* _THE TASK_:
Each line holding the word "index" counts once; give the total and nothing more.

-- Start of DATA SUPPLIED --

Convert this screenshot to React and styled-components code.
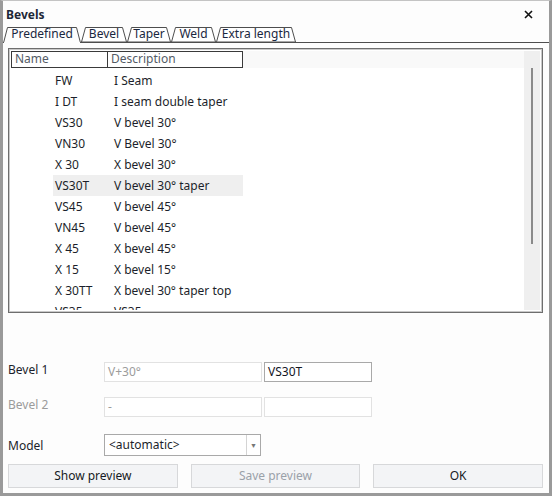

-- End of DATA SUPPLIED --
-- Start of DATA SUPPLIED --

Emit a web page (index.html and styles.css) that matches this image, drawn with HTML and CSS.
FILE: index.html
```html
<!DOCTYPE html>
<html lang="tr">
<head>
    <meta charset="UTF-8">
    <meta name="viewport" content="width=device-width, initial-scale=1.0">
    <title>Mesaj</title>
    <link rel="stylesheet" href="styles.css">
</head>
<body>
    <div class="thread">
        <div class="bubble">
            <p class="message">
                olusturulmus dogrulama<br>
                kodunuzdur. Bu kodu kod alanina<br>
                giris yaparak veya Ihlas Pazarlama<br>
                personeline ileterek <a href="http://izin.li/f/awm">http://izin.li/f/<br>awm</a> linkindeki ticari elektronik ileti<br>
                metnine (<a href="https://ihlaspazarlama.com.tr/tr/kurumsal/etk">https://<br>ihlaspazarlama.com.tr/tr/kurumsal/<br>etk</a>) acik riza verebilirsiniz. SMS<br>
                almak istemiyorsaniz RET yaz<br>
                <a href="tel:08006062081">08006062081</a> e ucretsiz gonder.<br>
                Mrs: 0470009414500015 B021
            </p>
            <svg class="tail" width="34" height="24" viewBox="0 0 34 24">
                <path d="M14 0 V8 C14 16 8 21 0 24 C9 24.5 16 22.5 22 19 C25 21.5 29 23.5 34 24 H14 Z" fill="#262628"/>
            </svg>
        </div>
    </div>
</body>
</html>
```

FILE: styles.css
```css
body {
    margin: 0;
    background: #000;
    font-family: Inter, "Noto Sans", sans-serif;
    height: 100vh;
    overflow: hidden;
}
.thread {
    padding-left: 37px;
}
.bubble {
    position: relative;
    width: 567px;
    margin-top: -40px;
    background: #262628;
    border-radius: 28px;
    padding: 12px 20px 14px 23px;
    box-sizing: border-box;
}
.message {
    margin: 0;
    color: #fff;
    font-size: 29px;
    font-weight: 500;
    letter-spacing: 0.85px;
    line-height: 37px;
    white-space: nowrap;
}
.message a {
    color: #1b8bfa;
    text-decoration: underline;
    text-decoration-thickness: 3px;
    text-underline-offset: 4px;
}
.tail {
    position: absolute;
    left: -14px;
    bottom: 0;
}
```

-- End of DATA SUPPLIED --

* _TASK SOLUTION_:
2